* DIRECTION *
Write out each line from the data below that includes the word "this".

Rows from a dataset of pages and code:
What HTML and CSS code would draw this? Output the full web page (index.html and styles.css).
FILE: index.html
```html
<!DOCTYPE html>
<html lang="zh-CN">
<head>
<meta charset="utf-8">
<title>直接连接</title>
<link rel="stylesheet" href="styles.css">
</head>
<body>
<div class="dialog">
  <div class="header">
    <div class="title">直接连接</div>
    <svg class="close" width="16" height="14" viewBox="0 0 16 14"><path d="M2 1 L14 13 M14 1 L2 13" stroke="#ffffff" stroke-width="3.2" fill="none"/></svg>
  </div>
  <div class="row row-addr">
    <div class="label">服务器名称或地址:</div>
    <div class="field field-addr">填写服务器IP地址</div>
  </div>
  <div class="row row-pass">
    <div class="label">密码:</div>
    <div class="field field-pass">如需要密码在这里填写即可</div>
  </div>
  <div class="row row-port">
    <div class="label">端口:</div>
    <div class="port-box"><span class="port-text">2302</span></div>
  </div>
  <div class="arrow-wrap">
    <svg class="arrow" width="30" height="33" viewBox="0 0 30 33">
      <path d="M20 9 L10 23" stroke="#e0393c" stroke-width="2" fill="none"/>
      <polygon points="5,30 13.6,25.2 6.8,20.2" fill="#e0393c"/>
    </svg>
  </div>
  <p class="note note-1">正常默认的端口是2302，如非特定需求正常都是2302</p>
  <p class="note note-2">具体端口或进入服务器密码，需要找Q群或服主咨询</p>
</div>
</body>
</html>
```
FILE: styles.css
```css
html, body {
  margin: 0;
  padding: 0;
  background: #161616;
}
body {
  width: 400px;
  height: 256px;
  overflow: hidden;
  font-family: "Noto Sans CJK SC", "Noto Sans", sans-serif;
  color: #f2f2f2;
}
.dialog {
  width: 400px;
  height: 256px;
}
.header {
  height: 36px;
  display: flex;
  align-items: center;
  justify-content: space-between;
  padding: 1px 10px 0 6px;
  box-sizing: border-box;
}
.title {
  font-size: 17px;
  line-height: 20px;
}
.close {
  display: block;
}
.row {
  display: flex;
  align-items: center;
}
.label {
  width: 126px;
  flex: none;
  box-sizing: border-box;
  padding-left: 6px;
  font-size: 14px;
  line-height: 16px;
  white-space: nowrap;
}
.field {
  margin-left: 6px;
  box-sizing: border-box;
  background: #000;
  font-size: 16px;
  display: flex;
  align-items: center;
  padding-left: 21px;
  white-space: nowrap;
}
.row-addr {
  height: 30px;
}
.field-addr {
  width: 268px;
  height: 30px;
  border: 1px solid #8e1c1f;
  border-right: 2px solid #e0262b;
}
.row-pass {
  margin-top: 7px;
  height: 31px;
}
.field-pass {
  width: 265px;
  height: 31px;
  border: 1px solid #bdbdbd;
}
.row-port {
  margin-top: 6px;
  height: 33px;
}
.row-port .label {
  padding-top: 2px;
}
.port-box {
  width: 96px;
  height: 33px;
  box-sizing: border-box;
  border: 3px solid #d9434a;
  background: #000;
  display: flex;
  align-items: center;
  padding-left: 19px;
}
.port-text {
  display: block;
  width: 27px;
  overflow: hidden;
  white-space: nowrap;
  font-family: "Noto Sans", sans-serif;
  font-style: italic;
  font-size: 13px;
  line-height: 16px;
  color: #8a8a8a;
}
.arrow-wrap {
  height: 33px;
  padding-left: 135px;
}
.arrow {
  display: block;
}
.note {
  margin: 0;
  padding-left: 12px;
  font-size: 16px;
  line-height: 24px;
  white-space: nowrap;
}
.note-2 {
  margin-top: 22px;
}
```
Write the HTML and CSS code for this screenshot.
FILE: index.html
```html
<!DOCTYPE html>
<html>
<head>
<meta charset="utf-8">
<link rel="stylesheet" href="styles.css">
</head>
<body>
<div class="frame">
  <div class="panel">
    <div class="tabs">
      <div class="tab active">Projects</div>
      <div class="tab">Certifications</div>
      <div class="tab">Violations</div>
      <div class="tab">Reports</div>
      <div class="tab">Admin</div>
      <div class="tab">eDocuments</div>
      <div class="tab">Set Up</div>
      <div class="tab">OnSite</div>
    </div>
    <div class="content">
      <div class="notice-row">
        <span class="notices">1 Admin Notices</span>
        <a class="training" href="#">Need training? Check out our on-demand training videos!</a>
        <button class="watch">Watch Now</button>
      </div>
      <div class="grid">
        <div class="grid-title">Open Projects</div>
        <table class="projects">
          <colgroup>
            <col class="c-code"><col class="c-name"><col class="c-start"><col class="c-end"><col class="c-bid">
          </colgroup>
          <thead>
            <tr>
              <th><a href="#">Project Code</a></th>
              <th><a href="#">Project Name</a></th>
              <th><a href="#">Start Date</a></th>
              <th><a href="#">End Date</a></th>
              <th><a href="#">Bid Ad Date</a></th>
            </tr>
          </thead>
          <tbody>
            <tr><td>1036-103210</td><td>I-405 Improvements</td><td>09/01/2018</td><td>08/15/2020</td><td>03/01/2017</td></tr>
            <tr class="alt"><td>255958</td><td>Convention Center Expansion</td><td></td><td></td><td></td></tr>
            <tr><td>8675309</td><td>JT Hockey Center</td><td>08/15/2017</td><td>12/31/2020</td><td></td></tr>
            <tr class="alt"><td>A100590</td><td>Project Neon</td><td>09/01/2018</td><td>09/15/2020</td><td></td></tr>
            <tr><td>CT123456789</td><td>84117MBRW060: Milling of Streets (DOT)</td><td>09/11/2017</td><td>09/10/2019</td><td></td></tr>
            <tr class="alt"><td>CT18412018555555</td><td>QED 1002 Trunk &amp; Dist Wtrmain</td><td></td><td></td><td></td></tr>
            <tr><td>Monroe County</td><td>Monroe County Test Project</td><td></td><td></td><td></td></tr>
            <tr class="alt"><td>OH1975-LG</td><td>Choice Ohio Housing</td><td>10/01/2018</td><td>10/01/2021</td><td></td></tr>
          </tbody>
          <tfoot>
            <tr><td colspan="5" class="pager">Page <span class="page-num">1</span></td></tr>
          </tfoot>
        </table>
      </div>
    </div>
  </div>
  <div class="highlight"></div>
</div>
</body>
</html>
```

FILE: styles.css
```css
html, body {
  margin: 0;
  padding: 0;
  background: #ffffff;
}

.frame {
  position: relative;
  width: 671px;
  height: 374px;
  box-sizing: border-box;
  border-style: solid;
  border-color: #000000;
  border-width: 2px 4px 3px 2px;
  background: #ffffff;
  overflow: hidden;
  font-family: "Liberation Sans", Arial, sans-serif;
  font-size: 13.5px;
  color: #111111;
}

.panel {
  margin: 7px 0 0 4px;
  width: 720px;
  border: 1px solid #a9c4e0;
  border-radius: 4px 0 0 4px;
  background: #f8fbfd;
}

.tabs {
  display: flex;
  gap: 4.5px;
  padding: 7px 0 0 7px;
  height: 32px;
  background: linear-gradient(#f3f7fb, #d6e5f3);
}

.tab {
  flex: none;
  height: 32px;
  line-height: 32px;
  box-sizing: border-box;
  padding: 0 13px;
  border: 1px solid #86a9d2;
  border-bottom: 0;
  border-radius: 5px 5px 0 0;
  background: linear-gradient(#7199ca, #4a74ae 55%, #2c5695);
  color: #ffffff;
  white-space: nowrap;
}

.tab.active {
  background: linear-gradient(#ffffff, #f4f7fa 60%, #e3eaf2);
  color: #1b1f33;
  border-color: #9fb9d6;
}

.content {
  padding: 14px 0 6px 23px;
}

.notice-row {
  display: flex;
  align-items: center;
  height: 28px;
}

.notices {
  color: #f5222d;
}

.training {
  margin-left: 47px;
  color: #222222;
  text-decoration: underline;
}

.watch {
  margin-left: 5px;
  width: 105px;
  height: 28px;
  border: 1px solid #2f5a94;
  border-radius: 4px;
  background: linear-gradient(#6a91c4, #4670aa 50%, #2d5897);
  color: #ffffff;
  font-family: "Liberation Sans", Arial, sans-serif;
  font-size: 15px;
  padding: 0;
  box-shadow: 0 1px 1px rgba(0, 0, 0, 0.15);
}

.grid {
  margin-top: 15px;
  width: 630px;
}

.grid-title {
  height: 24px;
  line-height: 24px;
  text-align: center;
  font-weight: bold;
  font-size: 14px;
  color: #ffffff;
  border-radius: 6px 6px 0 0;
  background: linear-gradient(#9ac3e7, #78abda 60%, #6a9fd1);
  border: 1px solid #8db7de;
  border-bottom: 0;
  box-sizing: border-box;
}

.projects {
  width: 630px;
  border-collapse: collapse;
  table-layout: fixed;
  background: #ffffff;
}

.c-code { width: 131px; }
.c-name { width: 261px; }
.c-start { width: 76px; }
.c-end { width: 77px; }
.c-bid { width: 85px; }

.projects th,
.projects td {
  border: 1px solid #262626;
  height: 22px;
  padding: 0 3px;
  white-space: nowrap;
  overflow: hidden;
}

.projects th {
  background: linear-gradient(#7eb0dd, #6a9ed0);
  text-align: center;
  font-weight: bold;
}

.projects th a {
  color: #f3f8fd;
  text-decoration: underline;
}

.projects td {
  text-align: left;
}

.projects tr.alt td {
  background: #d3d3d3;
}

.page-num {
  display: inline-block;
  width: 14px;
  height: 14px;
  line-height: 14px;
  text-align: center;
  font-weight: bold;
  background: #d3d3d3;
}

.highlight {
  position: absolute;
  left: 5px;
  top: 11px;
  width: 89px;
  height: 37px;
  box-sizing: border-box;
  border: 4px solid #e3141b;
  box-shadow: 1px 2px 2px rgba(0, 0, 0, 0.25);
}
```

* SOLUTION TO THE EXERCISE *
What HTML and CSS code would draw this? Output the full web page (index.html and styles.css).
Write the HTML and CSS code for this screenshot.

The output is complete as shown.